Your words are painfully moving and deeply touching.
Hamakom Yinacheim Eschem Besoich Sha’ar Aveilei Tzion VeYerushalayim.
I agree with you. My father passed away young, but the age does not matter. We just need Moshiach already!
to be honest i never heard of your grfa. but in your piece i saw raw, heartfelt pain of the loss and it hit me in the gut.i feel like crying for someone who meant so much to a family,Since when does age ever define a loss or degree of grief,This was a beautiful tribute to the love of a grandson for his dear grandfather and it meant a lot to me personally.
i do not usually comment, but you compelled me to.
thank you for putting it into words. truly true
powerful and incredibly well written. A little editing and this would be amazing.

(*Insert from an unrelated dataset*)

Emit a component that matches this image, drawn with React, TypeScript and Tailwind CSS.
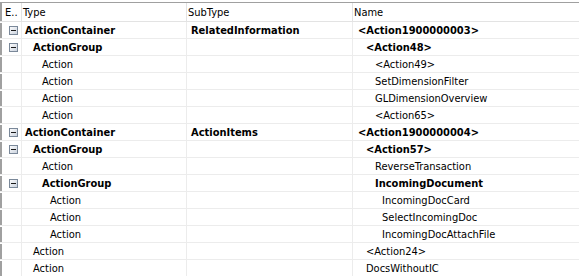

Thanks for sharing your perspective. It is so important for people to realize.
I think many grandchildren who have experienced the death of a beloved grandparent feel the exact same way. Very beautifully written!!! Heart wrenching!! May you be comforted among the mourners of Zion and Yerushalayim.
I don’t mean that just in general. You are the grandson of R. Shmuel and great-grandson of Reb Itche der Masmid, who was renowned for accepting nothing but the whole emes in every situation in life. Your article is real and very deep and inspiring. I’m sure it makes both of them proud. May your zeide’s neshama have an aliya in the zechus of what you wrote, and may you be reunited with him immediately in Yerushalayim with Moshiach.
I feel for you.
Your pain is obvious, and real. Very real.
There is a reason why an onen is patur from mitzvos. Your writing clearly portrays why.
When in pain, there are no explanations, no reassurances. Nothing. Except to know that others are with you, and here for you.
So what I want to say to you is this – I don’t know you personally, I don’t even know your name, but R’ Yid, I know you, and care for you. And I feel for you.
What a poignant article…I totally relate. When my zeide, R’ Meir Itkin, passed away at the age of 96, I felt the exact same way…the age was [almost] completely irrelevant.
BS”D
This was the truest article i have seen in my life. Thank you for opening my eyes from a personal perspective.